On the eve of the 2020 Iowa caucuses, Politico lobbed a grenade in
Joe Biden’s
direction. It was a story noting that the former vice president was trying to play the
Obama
card—even though Barack Obama hadn’t endorsed the man who had served him faithfully for eight years. The money quote was cutting: “Don’t underestimate Joe’s ability to [expletive] things up.”
With three weeks to go to the Nov. 8 midterms, many vulnerable Democratic candidates are no doubt thinking the same thing. It isn’t only that President Biden’s policies aren’t working. It’s that he continues to insist they are—against the everyday experience of ordinary Americans.
In an Oct. 11 CNN interview, Mr. Biden again suggested that if there is a problem, it is the failure to appreciate just how great he has been. “Name me a president, in recent history, who’s gotten as much done, as I have, in the first two years,” he said. “Not a joke. You may not like what I got done. But the vast majority of the American people do like what I got done.”
His approval ratings—and the reluctance of Democratic candidates to appear with him in public—say otherwise.

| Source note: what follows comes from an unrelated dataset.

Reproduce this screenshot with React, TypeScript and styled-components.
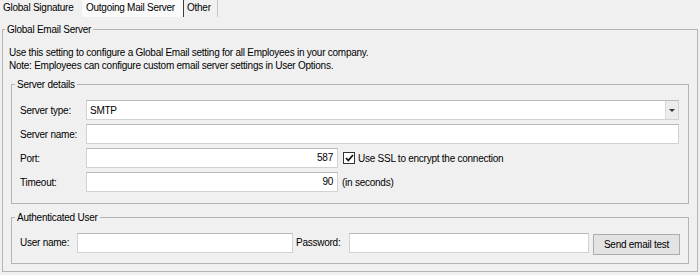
import React from "react";
import styled, { createGlobalStyle } from "styled-components";

const GlobalStyle = createGlobalStyle`
  html, body { margin: 0; padding: 0; background: #f0f0f0; }
  body {
    font-family: "Liberation Sans", Arial, sans-serif;
    font-size: 10px;
    letter-spacing: -0.25px;
    color: #000;
  }
  * { box-sizing: border-box; }
`;

const Page = styled.div`
  width: 700px;
  height: 275px;
  background: #f0f0f0;
  overflow: hidden;
`;

const TabBar = styled.div`
  display: flex;
  height: 18px;
`;

const Tab = styled.div<{ $active?: boolean; $width: number; $line?: "dark" | "light" }>`
  width: ${(p) => p.$width}px;
  height: 17px;
  line-height: 16px;
  padding-left: ${(p) => (p.$active ? 4 : 3)}px;
  background: ${(p) => (p.$active ? "#fafafa" : "transparent")};
  border-right: 1px solid
    ${(p) => (p.$line === "dark" ? "#3c3c3c" : p.$line === "light" ? "#c8c8c8" : "transparent")};
  white-space: nowrap;
`;

const GroupBox = styled.fieldset<{ $m: string; $p: string }>`
  margin: ${(p) => p.$m};
  padding: ${(p) => p.$p};
  border: 1px solid #b4b4b4;
  min-width: 0;
`;

const Legend = styled.legend<{ $shift: number }>`
  padding: 0 2px;
  margin-left: ${(p) => p.$shift}px;
  line-height: 13px;
  height: 13px;
`;

const Description = styled.div`
  line-height: 13px;
`;

const FormGrid = styled.div`
  display: grid;
  grid-template-columns: 66px 1fr;
  row-gap: 4px;
  align-items: center;
`;

const Label = styled.span`
  white-space: nowrap;
`;

const Field = styled.div<{ $w?: number; $align?: "left" | "right" }>`
  height: 20px;
  width: ${(p) => (p.$w ? `${p.$w}px` : "100%")};
  flex: none;
  background: #fff;
  border: 1px solid #d2d2d2;
  border-top-color: #b9b9b9;
  line-height: 18px;
  padding: 0 4px 0 3px;
  text-align: ${(p) => p.$align ?? "left"};
`;

const Select = styled.div`
  height: 20px;
  display: flex;
  align-items: center;
  justify-content: space-between;
  background: #fff;
  border: 1px solid #d2d2d2;
  border-top-color: #b9b9b9;
  padding: 0 0 0 3px;
`;

const DropButton = styled.span`
  width: 13px;
  height: 18px;
  background: #ececec;
  border-left: 1px solid #dadada;
  display: flex;
  align-items: center;
  justify-content: center;
`;

const Arrow = styled.span`
  width: 0;
  height: 0;
  border-left: 3px solid transparent;
  border-right: 3px solid transparent;
  border-top: 3px solid #333;
  margin-top: 1px;
`;

const InlineRow = styled.div`
  display: flex;
  align-items: center;
`;

const CheckBox = styled.span`
  width: 12px;
  height: 12px;
  margin: 0 3px 0 5px;
  background: #fff;
  border: 1px solid #333;
  display: flex;
  align-items: center;
  justify-content: center;
`;

const Hint = styled.span`
  margin-left: 4px;
  white-space: nowrap;
`;

const AuthRow = styled.div`
  display: flex;
  align-items: flex-start;
  height: 21px;
`;

const AuthLabel = styled.span<{ $w: number; $ml?: number }>`
  width: ${(p) => p.$w}px;
  margin-left: ${(p) => p.$ml ?? 0}px;
  line-height: 20px;
  flex: none;
  white-space: nowrap;
`;

const Button = styled.button`
  margin-left: 4px;
  margin-top: 1px;
  width: 87px;
  height: 21px;
  flex: none;
  background: #e3e3e3;
  border: 1px solid #adadad;
  font: inherit;
  letter-spacing: inherit;
  color: #000;
  padding: 0;
`;

export default function App() {
  return (
    <Page>
      <GlobalStyle />
      <TabBar>
        <Tab $width={82}>Global Signature</Tab>
        <Tab $width={102} $active $line="dark">
          Outgoing Mail Server
        </Tab>
        <Tab $width={34} $line="light">
          Other
        </Tab>
      </TabBar>
      <GroupBox $m="5px 2px 0 2px" $p="10px 8px 7px 6px">
        <Legend $shift={-4}>Global Email Server</Legend>
        <Description>
          Use this setting to configure a Global Email setting for all Employees in your company.
          <br />
          Note: Employees can configure custom email server settings in User Options.
        </Description>
        <GroupBox $m="6px 0 0 2px" $p="9px 9px 11px 8px">
          <Legend $shift={-5}>Server details</Legend>
          <FormGrid>
            <Label>Server type:</Label>
            <Select>
              <span>SMTP</span>
              <DropButton>
                <Arrow />
              </DropButton>
            </Select>
            <Label>Server name:</Label>
            <Field />
            <Label>Port:</Label>
            <InlineRow>
              <Field $w={252} $align="right">
                587
              </Field>
              <CheckBox>
                <svg width="9" height="8" viewBox="0 0 9 8">
                  <path d="M1 4 L3.3 6.5 L8 1" fill="none" stroke="#111" strokeWidth="1.8" />
                </svg>
              </CheckBox>
              <Label>Use SSL to encrypt the connection</Label>
            </InlineRow>
            <Label>Timeout:</Label>
            <InlineRow>
              <Field $w={252} $align="right">
                90
              </Field>
              <Hint>(in seconds)</Hint>
            </InlineRow>
          </FormGrid>
        </GroupBox>
        <GroupBox $m="7px 0 0 2px" $p="9px 9px 9px 8px">
          <Legend $shift={-5}>Authenticated User</Legend>
          <AuthRow>
            <AuthLabel $w={57}>User name:</AuthLabel>
            <Field $w={216} />
            <AuthLabel $w={53} $ml={3}>
              Password:
            </AuthLabel>
            <Field $w={240} />
            <Button>Send email test</Button>
          </AuthRow>
        </GroupBox>
      </GroupBox>
    </Page>
  );
}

In Los Angeles on Thursday Mr. Biden claimed he was making “some progress” against inflation, even as the latest figures showed consumer prices were up 8.2% over last year. He made a similar claim when he told us that in July we had zero inflation for the month, while ignoring that prices were up 8.5% over the previous July, a near 40-year high.
Mr. Biden’s statements reflect a popular Beltway belief that with the right messaging, unpleasant reality simply vanishes. Call $740 billion in green spending the Inflation Reduction Act and—voilà!—you’re defeating inflation. Or boast that you have more accomplishments than any other president two years in and somehow voters will forget that your No. 1 achievement is, as this newspaper has said, a decline in the living standards of the American people.

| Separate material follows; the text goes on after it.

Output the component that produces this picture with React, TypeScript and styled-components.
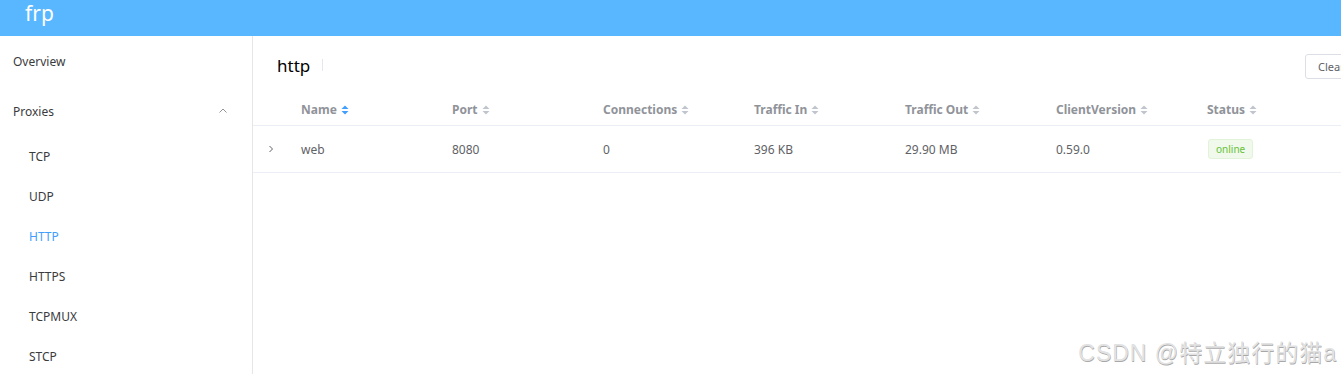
import React from 'react';
import styled, { createGlobalStyle } from 'styled-components';

const GlobalStyle = createGlobalStyle`
  html, body {
    margin: 0;
    padding: 0;
    background: #fff;
    font-family: 'Noto Sans', 'Noto Sans CJK SC', sans-serif;
    overflow: hidden;
  }
`;

const proxies = ['TCP', 'UDP', 'HTTP', 'HTTPS', 'TCPMUX', 'STCP'];

const columns = ['Name', 'Port', 'Connections', 'Traffic In', 'Traffic Out', 'ClientVersion', 'Status'];

const rows = [
  { name: 'web', port: '8080', conns: '0', trafficIn: '396 KB', trafficOut: '29.90 MB', version: '0.59.0', status: 'online' },
];

const SortIcon: React.FC<{ active?: boolean }> = ({ active }) => (
  <SortSvg width="8" height="10" viewBox="0 0 8 10">
    <path d="M4 0.5 L7.5 4 H0.5 Z" fill={active ? '#409eff' : '#c0c4cc'} />
    <path d="M4 9.5 L7.5 6 H0.5 Z" fill={active ? '#409eff' : '#c0c4cc'} />
  </SortSvg>
);

const App: React.FC = () => {
  return (
    <>
      <GlobalStyle />
      <Page>
        <Header>
          <Brand>frp</Brand>
        </Header>
        <Body>
          <Sidebar>
            <MenuItem>Overview</MenuItem>
            <MenuItem>
              Proxies
              <svg width="10" height="10" viewBox="0 0 10 10">
                <path d="M1.5 6.5 L5 3 L8.5 6.5" stroke="#909399" strokeWidth="1" fill="none" />
              </svg>
            </MenuItem>
            {proxies.map((p) => (
              <SubItem key={p} $active={p === 'HTTP'}>
                {p}
              </SubItem>
            ))}
          </Sidebar>
          <Main>
            <TopBar>
              <Title>http</Title>
              <Divider />
              <Spacer />
              <ClearButton>Clear</ClearButton>
            </TopBar>
            <Table>
              <HeadRow>
                <ExpandCell />
                {columns.map((c, i) => (
                  <HeadCell key={c}>
                    {c}
                    <SortIcon active={i === 0} />
                  </HeadCell>
                ))}
              </HeadRow>
              {rows.map((r) => (
                <Row key={r.name}>
                  <ExpandCell>
                    <svg width="8" height="8" viewBox="0 0 8 8">
                      <path d="M2.5 1 L5.5 4 L2.5 7" stroke="#606266" strokeWidth="1" fill="none" />
                    </svg>
                  </ExpandCell>
                  <Cell>{r.name}</Cell>
                  <Cell>{r.port}</Cell>
                  <Cell>{r.conns}</Cell>
                  <Cell>{r.trafficIn}</Cell>
                  <Cell>{r.trafficOut}</Cell>
                  <Cell>{r.version}</Cell>
                  <Cell>
                    <Tag>{r.status}</Tag>
                  </Cell>
                </Row>
              ))}
            </Table>
          </Main>
        </Body>
        <Watermark>CSDN @特立独行的猫a</Watermark>
      </Page>
    </>
  );
};

const Page = styled.div`
  position: relative;
  width: 1341px;
  height: 374px;
  overflow: hidden;
`;

const Header = styled.header`
  height: 36px;
  box-sizing: border-box;
  background: #58b7ff;
  display: flex;
  align-items: flex-start;
  padding: 1px 0 0 25px;
`;

const Brand = styled.div`
  color: #fff;
  font-size: 21px;
  line-height: 24px;
`;

const Body = styled.div`
  display: flex;
  height: 338px;
`;

const Sidebar = styled.nav`
  width: 252px;
  flex-shrink: 0;
  border-right: 1px solid #e6e6e6;
`;

const MenuItem = styled.div`
  height: 50px;
  display: flex;
  align-items: center;
  justify-content: space-between;
  padding: 0 24px 0 13px;
  font-size: 12px;
  color: #3a3b3d;
`;

const SubItem = styled.div<{ $active?: boolean }>`
  height: 40px;
  display: flex;
  align-items: center;
  padding-left: 29px;
  font-size: 12px;
  color: ${(p) => (p.$active ? '#409eff' : '#3a3b3d')};
`;

const Main = styled.main`
  flex: 1;
  min-width: 0;
`;

const TopBar = styled.div`
  display: flex;
  align-items: center;
  height: 58px;
  padding-left: 24px;
`;

const Title = styled.div`
  font-size: 17px;
  color: #000;
`;

const Divider = styled.div`
  width: 1px;
  height: 12px;
  background: #e4e7ed;
  margin-left: 12px;
`;

const Spacer = styled.div`
  flex: 1;
`;

const ClearButton = styled.button`
  width: 60px;
  height: 25px;
  margin-right: -24px;
  margin-top: 2px;
  border: 1px solid #dcdfe6;
  border-radius: 3px;
  background: #fff;
  color: #606266;
  font-family: inherit;
  font-size: 11px;
  text-align: left;
  padding-left: 12px;
`;

const Table = styled.div`
  display: flex;
  flex-direction: column;
`;

const HeadRow = styled.div`
  display: flex;
  align-items: center;
  height: 31px;
  border-bottom: 1px solid #ebeef5;
`;

const Row = styled.div`
  display: flex;
  align-items: center;
  height: 46px;
  border-bottom: 1px solid #ebeef5;
`;

const ExpandCell = styled.div`
  width: 48px;
  flex-shrink: 0;
  display: flex;
  padding-left: 14px;
  box-sizing: border-box;
`;

const HeadCell = styled.div`
  width: 151px;
  flex-shrink: 0;
  display: flex;
  align-items: center;
  gap: 4px;
  font-size: 12px;
  font-weight: 700;
  color: #909399;
`;

const SortSvg = styled.svg`
  display: block;
`;

const Cell = styled.div`
  width: 151px;
  flex-shrink: 0;
  font-size: 12px;
  color: #606266;
`;

const Tag = styled.span`
  display: inline-block;
  margin-left: 1px;
  padding: 2px 7px;
  font-size: 10px;
  color: #67c23a;
  background: #f0f9eb;
  border: 1px solid #e1f3d8;
  border-radius: 3px;
`;

const Watermark = styled.div`
  position: absolute;
  right: 4px;
  bottom: 6px;
  font-family: 'Liberation Sans', 'Noto Sans CJK SC', sans-serif;
  font-size: 23px;
  font-weight: 400;
  letter-spacing: 1px;
  color: #e2e2e2;
  text-shadow: 0.5px 0.5px 0.5px #a8a8a8;
  pointer-events: none;
`;

export default App;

Which points to the challenge for Democratic candidates. All midterm elections are referendums on the president. But this year Democrats are particularly vulnerable because the Biden White House, on the issues that voters care most about, gives them nothing believable to say.
Some Democratic elders have sounded the alarm. On Friday Mr. Obama said too many Democrats were still reacting to
Donald Trump
and that the woke approach to politics leaves Democrats coming across as “buzzkills.”
Others cautioned about thinking abortion trumps all other issues. Former Clinton adviser
James Carville
told the Associated Press abortion is “a good issue” but warned that “if you just sit there and they’re pummeling you on crime and pummeling you on the cost of living, you’ve got to be more aggressive than just yelling abortion every other word.”
Two-time contender for the Democratic nomination Sen.
Bernie Sanders
and former Obama adviser
David Axelrod
have echoed these themes. Of course they are right—but only up to a point. The reason Democratic candidates talk about Trump and abortion is that they don’t have anything good to say on crime or the cost of living. And they don’t have anything good to say because President Biden largely adopted the Sanders agenda, and they all voted for it.
The best example of Democratic incoherence is White House spokeswoman
Karine Jean-Pierre.
When asked to answer yes or no whether President Biden thinks big cities are safe, this is how she answered: “It is not a yes-or-no question. It is very much a question of what has he done . . . to make sure that cities . . . have the funding and have what they need to protect their community, and that is what the president has done.”
When asked if the president deserves the blame for gasoline prices going up since he had claimed credit when they were going down, she said, “So it’s a lot more nuanced than that.”
Ditto for the border. Every day American TV screens are filled with images of people crossing the border, and then arriving in some U.S. city courtesy of a
Greg Abbott
bus or one of Mr. Biden’s midnight flights. Yet the border czar, Vice President
Kamala Harris,
tells us the border is secure, and anyway it’s Mr. Trump’s fault. Anyone think these answers persuade voters in a tight race?
It didn’t have to be this way. Upon winning the election, Mr. Biden said it was time to “stop treating our opponents as our enemy” and “to rebuild the backbone of the nation—the middle class.” They were exactly the right words and right priorities. But instead of delivering on them, he has called half of Americans semi-fascists and launched a spending spree designed to reshape America radically. And he did it in part because he wanted to prove to the world (and especially to the Obama people who had always condescended to him) that he would be a more transformational president than his former boss.
Which brings us back to Mr. Obama’s 2020 assessment of Joe. How right he was.